> Given instruction
Check each line of the entries below for the string "this"; copy every line where it appears.

> Entries supplied
____

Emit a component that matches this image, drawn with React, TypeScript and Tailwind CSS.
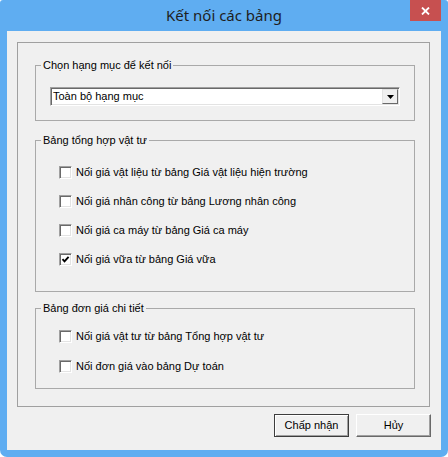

____

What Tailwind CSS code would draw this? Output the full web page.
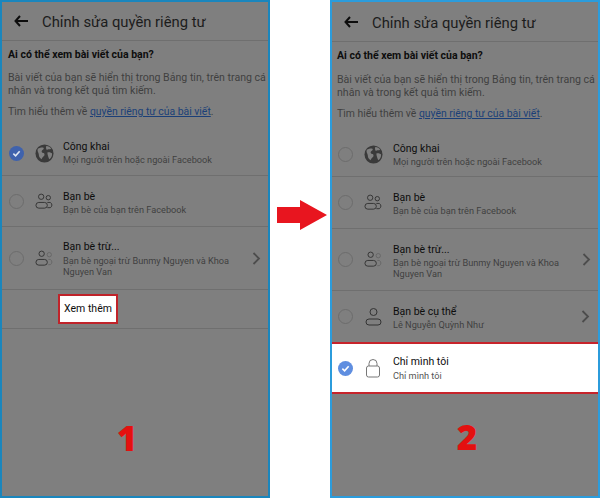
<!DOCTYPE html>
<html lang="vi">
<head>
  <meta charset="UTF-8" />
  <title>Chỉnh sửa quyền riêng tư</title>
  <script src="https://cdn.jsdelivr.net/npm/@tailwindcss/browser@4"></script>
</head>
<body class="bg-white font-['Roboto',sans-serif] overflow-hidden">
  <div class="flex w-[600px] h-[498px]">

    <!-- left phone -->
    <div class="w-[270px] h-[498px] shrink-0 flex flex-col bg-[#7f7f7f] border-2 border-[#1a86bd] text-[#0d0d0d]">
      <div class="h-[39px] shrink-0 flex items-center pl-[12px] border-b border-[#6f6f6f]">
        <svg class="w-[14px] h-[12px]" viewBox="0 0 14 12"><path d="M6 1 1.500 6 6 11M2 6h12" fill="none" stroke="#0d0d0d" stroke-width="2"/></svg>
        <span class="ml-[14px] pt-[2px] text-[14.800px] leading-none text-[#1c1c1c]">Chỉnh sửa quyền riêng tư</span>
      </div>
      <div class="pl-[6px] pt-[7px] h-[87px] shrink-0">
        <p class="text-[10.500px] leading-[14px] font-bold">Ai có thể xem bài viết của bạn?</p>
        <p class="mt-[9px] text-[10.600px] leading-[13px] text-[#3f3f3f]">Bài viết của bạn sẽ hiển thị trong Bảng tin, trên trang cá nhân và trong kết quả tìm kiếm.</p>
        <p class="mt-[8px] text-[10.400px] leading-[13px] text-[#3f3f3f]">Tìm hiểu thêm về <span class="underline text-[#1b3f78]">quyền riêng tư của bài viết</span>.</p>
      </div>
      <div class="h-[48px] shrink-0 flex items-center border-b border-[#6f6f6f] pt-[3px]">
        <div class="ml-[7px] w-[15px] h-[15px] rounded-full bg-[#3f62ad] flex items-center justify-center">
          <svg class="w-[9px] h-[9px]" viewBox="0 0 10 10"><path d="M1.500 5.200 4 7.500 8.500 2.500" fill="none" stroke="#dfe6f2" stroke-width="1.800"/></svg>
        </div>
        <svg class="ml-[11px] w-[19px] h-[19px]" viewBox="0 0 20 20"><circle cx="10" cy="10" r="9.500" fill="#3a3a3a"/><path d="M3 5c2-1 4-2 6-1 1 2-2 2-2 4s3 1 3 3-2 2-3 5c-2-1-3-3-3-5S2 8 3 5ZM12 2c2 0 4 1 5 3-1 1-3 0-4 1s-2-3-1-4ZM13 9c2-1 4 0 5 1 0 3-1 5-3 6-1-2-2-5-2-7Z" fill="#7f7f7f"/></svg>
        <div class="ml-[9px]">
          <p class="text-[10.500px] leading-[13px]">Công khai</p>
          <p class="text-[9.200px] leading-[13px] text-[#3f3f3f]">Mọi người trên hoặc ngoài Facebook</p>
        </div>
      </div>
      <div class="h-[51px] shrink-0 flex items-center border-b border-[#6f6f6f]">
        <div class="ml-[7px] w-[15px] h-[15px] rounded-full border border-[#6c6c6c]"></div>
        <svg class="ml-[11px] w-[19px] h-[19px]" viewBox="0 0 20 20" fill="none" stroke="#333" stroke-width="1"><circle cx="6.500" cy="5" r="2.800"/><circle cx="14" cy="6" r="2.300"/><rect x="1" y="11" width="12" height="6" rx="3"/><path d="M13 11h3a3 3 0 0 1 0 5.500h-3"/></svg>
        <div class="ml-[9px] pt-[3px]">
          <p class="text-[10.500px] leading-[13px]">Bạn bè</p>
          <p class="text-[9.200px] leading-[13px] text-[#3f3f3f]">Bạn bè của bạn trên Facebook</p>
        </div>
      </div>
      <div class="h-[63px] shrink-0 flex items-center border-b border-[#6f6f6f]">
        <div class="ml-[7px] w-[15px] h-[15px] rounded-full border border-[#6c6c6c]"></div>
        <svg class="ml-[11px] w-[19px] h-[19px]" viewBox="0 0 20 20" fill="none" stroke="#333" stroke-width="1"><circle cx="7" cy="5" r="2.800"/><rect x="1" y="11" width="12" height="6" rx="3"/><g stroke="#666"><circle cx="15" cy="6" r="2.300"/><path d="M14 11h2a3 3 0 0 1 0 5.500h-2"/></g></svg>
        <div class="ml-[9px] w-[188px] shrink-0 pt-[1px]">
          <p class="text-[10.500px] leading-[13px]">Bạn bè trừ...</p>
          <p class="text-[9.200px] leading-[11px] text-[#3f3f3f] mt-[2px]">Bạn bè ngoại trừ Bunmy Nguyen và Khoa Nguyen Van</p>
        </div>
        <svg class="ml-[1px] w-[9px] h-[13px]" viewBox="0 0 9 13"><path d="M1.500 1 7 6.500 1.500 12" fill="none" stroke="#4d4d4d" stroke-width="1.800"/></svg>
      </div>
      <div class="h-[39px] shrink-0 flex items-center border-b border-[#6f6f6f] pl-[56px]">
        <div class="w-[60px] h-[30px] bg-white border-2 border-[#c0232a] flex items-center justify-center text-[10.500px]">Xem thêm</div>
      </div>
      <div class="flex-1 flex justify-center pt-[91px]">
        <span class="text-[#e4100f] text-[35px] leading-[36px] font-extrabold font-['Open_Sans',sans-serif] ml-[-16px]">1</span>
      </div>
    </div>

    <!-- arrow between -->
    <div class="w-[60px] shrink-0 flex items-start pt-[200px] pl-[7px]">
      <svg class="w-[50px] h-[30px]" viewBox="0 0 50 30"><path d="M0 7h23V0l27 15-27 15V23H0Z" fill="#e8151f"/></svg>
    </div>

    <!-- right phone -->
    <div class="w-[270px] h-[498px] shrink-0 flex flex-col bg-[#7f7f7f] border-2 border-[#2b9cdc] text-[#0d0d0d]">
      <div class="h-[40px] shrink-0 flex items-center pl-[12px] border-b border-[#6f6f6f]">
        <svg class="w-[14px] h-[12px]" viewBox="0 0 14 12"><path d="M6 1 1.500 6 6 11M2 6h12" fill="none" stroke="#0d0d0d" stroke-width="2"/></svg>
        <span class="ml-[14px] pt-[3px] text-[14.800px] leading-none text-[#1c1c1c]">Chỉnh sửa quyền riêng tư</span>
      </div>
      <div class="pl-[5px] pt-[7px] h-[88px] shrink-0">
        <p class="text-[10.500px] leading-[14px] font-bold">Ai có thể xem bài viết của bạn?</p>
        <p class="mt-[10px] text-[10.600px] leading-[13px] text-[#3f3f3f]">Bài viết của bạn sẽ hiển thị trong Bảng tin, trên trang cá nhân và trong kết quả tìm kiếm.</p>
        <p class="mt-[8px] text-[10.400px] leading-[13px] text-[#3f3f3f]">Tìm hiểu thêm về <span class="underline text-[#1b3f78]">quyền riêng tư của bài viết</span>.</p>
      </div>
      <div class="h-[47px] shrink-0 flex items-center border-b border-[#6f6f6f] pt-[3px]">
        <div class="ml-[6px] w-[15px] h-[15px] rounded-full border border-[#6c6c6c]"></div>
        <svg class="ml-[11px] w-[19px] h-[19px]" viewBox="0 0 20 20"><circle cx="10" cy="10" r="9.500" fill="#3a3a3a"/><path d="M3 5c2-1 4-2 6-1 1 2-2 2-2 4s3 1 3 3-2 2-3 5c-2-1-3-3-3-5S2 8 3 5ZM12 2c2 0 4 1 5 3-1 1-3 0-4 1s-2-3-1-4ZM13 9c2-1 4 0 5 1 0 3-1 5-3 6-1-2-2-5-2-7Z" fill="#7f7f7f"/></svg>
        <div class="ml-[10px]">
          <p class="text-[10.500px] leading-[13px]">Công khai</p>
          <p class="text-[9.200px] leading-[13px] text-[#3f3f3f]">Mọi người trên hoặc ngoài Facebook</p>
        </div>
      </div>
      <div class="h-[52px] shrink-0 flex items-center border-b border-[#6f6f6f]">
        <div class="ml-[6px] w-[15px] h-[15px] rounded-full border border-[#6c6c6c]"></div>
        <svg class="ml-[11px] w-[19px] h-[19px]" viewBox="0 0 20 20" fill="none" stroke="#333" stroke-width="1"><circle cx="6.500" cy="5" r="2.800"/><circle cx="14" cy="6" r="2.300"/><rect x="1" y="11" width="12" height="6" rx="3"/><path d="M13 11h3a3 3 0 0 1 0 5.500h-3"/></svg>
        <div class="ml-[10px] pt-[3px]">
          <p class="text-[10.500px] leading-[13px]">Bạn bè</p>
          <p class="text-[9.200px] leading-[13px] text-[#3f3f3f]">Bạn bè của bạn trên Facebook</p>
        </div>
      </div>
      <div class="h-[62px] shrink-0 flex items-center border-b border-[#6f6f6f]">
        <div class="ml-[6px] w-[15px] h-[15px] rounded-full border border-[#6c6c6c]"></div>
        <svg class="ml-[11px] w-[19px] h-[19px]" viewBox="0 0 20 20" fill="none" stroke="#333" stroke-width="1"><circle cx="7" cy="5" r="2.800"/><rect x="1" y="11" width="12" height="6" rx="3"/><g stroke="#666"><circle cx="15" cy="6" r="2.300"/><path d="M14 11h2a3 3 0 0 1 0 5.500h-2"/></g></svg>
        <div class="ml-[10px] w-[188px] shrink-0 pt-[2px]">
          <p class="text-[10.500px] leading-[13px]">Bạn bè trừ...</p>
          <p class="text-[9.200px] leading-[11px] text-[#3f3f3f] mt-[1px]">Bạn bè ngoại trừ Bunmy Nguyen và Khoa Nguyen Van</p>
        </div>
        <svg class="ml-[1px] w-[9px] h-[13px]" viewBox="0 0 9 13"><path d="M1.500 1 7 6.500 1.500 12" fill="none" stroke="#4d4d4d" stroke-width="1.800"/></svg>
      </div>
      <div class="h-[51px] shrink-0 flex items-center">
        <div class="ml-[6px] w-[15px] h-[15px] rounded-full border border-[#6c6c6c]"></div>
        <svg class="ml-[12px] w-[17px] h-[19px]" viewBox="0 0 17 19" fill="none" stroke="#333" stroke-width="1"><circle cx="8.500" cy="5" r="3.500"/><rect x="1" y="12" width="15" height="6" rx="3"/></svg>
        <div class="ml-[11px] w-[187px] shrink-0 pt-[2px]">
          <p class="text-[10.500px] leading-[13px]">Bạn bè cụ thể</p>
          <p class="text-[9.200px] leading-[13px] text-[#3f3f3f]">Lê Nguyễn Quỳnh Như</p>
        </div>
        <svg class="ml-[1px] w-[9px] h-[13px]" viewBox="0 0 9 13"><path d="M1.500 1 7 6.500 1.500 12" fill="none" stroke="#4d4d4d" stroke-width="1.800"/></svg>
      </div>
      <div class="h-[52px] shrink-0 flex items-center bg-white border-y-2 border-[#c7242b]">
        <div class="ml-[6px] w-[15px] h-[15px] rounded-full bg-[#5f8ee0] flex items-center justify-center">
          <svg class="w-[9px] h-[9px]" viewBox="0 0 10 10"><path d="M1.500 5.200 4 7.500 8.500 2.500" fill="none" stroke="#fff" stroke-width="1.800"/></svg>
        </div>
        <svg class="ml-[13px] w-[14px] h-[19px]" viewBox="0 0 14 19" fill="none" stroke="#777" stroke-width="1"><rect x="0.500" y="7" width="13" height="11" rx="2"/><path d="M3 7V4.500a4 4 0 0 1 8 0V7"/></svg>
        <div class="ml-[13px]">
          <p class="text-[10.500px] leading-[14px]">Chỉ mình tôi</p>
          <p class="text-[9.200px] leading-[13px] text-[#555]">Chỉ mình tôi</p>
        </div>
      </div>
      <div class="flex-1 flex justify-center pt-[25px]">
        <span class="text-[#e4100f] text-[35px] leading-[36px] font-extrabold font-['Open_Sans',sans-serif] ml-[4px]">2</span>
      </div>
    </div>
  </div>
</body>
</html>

____

> The solution
Emit a component that matches this image, drawn with React, TypeScript and Tailwind CSS.
What Tailwind CSS code would draw this? Output the full web page.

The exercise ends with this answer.